E allora, perché l’Europa? Che senso ha, se resta niente altro che un pezzetto anonimo del mercato mondiale?

Costruire una nuova entità supernazionale, dotata di una qualche omogeneità culturale, sociale, economica e dunque politica, non è obiettivo facile. Tanto più se si pensa che la storia dell’Europa è storia delle sue nazioni, diverse in tantissime cose, a cominciare dalla lingua che vi si parla. Ma proprio per questo bisognava aver cura della società e non impegnarsi tecnocraticamente a costruire una pletorica macchina burocratica totalmente anti-democratica.
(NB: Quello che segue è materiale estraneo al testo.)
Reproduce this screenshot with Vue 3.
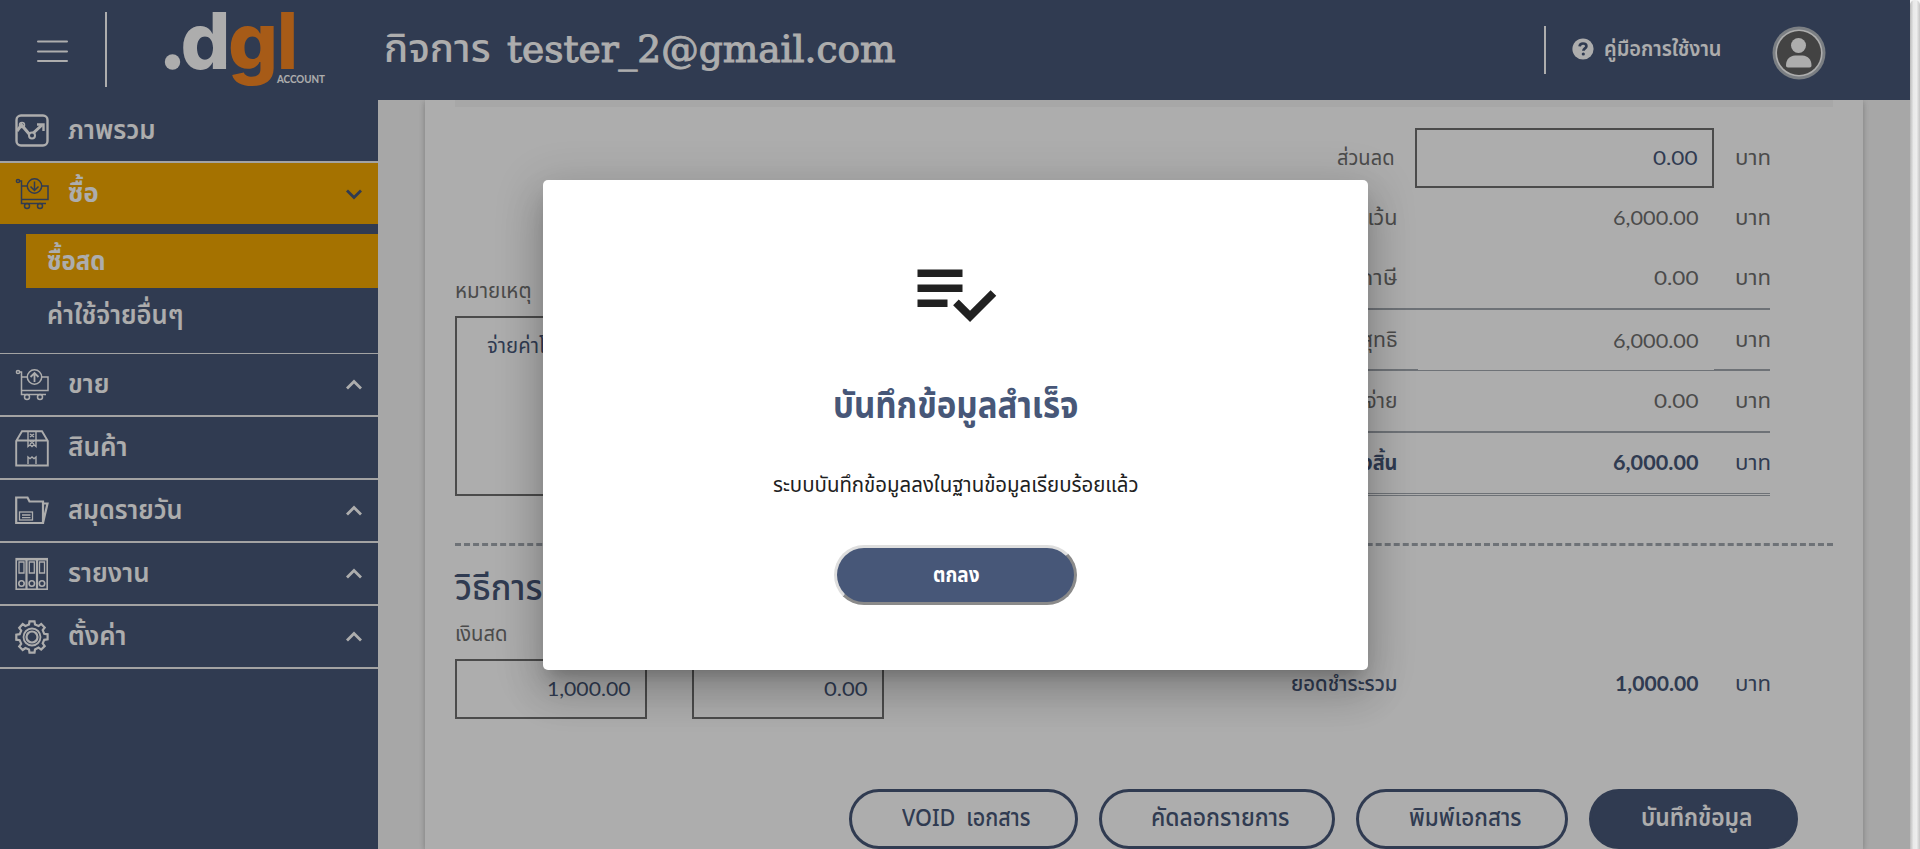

Senza un soggetto europeo, un popolo europeo in grado di diventare protagonista, dotato di quei corpi intermedi che danno forza all’opinione pubblica – sindacati, partiti, media, associazioni – come si può pensare di chiedere redistribuzione di risorse, solidarietà anziché competizione, comune sentire? Il problema dell’Unione europea, insomma, non è il recupero della sovranità nazionale, ormai puramente mitica, ma il recupero della democrazia.

Torno a richiamare la riflessione su un ultimo esempio: un mese fa la Bayer ha comprato la Monsanto, un puro accordo commerciale privato internazionale. Che avrà però per tutti noi conseguenze pesantissime, molto più rilevanti di qualsiasi altra deliberazione parlamentare.

Crediamo davvero che un’ Italietta che riacquista la propria totale sovranità nazionale potrebbe esercitare un controllo su simili decisioni? Se c’è una speranza di recuperare qualche forma di de-privatizzazione delle decisioni ormai assunte dai colossi operanti sul mercato internazionale l’abbiamo se daremo più forza a una delle entità in cui la globalizzazione potrebbe articolarsi, l’Europa, per l’appunto. Ma non una Europa qualsiasi, non l’attuale, bensì solo a una entità politica che abbia ridisegnato un modello di vera democrazia adeguato alla nostra epoca. Che ha come premessa il diritto-potere del popolo di contribuire alla determinazione delle scelte che lo riguardano.

Un tempo si chiamava “sovranità popolare” ed era intesa come “nazionale”; ora dobbiamo coniugarla come “europea”, ma senza, per questo, perdere la sostanza del termine sovranità e popolare.

Per questo è importante l’iniziativa delle tante associazioni, a cominciare dalla “mia” Arci, che, con il titolo “La nostra Europa”, ha promosso seminari e incontri in questi due giorni e oggi la marcia che parte alle 11 da piazza Vittorio.

E’ diversa da tutte le altre in programma: perché vuole dire sì all’Europa ma insieme che deve cambiare profondamente. E anche che per dare consistenza a questo obiettivo bisogna cominciare a dare protagonismo ai cittadini europei, non come individui, ma come soggetto collettivo. “La nostra Europa” ne è l’embrione.